Make sure your distraction is engaging. Find something new and engrossing or familiar and reassuring. If ear coverings aren’t comfortable, plan another distraction. Mentally run through your favorite movie very slowly. Say the alphabet backwards, or count to 1,000 by threes. Go all the way to 10,000 if the appointment is long.

Don’t Tense Up

Use relaxation techniques before — and even during — your appointment. Prepare yourself ahead of time, and then use them whenever you start tensing up. Take a deep breath, hold it for a moment, then do a long, slow exhale. Repeat until you’re calm. Oddly enough, another way to relax is by tensing up.
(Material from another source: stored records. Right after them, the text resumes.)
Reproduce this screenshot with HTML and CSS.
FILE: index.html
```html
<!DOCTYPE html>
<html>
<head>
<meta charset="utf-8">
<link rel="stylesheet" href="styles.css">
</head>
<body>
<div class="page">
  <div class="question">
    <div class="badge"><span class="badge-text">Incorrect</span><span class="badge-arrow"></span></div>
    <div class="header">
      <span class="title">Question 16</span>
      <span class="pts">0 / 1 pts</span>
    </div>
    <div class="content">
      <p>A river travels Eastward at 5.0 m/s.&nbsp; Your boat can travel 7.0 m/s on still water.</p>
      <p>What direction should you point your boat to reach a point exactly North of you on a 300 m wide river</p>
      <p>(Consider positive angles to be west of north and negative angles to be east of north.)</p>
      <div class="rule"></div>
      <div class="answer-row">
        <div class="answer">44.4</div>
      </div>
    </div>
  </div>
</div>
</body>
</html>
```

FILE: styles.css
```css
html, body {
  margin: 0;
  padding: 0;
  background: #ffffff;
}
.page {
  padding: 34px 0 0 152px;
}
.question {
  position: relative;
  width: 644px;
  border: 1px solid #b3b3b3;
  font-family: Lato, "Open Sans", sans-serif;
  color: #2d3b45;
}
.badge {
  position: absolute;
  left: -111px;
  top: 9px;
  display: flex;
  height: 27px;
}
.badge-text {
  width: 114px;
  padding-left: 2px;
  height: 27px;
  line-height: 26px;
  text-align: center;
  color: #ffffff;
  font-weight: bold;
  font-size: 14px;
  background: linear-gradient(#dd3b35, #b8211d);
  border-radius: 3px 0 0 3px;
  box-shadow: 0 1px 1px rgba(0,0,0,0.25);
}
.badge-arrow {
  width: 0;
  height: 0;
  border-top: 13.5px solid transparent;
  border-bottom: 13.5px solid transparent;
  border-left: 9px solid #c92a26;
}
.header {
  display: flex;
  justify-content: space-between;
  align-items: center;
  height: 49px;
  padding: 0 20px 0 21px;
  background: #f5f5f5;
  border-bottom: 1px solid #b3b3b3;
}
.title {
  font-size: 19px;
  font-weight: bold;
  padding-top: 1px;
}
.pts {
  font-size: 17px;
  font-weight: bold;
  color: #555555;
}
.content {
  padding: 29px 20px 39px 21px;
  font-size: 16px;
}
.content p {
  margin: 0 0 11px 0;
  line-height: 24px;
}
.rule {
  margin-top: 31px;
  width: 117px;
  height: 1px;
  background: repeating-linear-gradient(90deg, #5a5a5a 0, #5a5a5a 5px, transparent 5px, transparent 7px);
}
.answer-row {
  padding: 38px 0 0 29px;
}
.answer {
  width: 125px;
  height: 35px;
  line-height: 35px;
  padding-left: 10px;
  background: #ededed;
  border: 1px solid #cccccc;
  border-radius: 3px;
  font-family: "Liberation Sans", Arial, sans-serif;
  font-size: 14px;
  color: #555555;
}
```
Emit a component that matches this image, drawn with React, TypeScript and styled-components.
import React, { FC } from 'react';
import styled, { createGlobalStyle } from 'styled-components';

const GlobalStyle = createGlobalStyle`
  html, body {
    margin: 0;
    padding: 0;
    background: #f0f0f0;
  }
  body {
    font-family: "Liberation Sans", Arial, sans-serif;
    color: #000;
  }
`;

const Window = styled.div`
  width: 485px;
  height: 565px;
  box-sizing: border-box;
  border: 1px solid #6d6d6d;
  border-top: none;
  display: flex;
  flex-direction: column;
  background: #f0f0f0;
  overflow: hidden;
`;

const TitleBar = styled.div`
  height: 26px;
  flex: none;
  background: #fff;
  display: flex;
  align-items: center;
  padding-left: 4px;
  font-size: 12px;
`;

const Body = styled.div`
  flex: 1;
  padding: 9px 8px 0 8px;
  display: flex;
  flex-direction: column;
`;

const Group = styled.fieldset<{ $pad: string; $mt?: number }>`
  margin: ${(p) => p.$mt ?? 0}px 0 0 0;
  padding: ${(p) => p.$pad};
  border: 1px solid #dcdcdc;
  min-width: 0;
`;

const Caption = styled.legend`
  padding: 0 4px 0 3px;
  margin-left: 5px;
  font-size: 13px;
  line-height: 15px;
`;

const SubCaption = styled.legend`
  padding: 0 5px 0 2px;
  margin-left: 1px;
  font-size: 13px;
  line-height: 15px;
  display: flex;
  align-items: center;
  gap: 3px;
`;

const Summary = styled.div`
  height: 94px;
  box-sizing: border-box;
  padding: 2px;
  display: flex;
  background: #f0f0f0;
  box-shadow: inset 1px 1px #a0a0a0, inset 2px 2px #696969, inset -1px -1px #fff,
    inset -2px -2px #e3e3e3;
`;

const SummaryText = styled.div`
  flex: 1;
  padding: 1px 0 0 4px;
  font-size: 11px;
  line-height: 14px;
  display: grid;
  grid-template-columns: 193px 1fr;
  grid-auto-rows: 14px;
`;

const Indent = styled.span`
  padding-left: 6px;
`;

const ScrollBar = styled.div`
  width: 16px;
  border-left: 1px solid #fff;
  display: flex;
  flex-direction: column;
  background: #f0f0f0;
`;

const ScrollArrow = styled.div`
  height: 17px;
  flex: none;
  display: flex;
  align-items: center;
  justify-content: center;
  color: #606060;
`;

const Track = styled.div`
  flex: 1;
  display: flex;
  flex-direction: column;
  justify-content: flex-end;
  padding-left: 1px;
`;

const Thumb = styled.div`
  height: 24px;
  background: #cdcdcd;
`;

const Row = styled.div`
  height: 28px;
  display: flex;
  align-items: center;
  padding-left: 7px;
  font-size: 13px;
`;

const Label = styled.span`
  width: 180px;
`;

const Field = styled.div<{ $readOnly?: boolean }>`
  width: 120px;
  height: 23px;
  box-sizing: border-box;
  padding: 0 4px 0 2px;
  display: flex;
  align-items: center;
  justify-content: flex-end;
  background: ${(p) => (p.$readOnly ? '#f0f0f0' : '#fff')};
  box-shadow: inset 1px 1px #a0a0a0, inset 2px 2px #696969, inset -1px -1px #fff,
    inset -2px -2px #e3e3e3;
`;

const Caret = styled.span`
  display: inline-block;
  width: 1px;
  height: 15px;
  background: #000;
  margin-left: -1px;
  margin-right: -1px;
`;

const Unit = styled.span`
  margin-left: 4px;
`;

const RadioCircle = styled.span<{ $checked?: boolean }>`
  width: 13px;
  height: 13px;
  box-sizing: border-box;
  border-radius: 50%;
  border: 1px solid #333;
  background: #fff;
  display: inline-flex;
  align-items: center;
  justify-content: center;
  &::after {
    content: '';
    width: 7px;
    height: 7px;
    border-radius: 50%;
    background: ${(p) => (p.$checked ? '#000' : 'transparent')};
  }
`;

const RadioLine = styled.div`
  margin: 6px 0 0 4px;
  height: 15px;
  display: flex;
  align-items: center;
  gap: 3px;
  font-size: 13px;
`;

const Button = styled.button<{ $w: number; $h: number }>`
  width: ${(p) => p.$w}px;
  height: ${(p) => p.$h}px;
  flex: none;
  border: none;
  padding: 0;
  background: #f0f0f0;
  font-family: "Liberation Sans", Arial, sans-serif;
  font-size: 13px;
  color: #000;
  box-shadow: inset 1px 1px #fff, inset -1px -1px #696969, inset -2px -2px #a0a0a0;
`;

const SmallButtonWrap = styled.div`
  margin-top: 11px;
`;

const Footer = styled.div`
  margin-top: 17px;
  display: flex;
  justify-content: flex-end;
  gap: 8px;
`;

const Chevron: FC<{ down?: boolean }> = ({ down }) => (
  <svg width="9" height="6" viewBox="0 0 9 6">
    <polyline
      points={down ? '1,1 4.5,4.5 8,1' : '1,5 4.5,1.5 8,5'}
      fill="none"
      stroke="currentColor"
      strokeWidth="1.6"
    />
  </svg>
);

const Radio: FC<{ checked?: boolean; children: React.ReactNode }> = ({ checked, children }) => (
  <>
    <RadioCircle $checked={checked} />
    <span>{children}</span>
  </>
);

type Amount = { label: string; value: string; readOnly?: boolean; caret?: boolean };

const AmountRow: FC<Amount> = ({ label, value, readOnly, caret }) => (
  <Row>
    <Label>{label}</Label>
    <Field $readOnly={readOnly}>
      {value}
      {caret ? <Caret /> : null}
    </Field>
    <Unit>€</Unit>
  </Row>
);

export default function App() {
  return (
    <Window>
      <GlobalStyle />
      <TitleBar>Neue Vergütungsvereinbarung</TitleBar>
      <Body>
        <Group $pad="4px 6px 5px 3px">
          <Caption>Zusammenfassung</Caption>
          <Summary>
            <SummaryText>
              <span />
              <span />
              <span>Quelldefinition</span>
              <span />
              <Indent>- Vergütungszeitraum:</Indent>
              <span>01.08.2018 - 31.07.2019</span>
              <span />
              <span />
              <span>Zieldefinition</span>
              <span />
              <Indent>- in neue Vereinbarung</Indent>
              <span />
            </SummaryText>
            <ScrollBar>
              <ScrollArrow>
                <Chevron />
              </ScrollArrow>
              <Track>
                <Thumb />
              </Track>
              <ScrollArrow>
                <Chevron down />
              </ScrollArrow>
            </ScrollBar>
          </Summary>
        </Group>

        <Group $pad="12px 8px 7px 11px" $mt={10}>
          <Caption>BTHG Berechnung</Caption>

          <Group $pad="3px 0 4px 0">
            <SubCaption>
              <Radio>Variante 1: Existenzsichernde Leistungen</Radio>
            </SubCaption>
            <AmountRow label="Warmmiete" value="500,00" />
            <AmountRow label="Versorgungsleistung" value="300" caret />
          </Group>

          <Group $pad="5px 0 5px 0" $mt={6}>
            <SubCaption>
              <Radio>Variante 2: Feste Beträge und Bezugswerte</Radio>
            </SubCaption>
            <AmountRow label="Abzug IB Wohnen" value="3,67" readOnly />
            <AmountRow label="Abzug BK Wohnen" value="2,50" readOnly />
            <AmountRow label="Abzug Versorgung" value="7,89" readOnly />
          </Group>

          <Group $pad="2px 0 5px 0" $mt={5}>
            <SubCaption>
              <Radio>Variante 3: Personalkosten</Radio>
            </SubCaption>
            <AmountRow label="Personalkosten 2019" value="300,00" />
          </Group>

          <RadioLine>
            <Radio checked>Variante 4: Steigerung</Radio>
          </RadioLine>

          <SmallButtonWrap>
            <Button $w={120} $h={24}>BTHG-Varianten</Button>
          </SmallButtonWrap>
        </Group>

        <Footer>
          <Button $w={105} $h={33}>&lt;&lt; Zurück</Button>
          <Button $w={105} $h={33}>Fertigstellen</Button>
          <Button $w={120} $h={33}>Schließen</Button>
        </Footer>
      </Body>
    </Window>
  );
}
Starting with your feet, contract your muscles and then release them. Move to your calves, then thighs, then hips, and so on.

Don’t Lie Down

Some patients feel helpless when the dental chair is fully reclined. Again, talk to your hygienist or dentist. He may be able to work with the chair pushed only partway back. If you find the prone position physically uncomfortable, use a cushion or pillow to relieve the physical stress.

Don’t Settle

Finally, if you have a dentist who is not empathetic and accommodating about your fear, it’s time to find a different one. Health care providers and patients need to work as a unit. If your dentist doesn’t take your issue seriously, don’t use it as an excuse to avoid treatment. There’s a dental provider out there for you and some even specialize in anxious patients. Do a Google search for such a dentist your area. Your mouth will thank you!

Use these tips to help you face your fear of the dentist. Dental treatment is important, and you’ll breathe that welcomed sigh of relief once you finally go and realize it was worth it.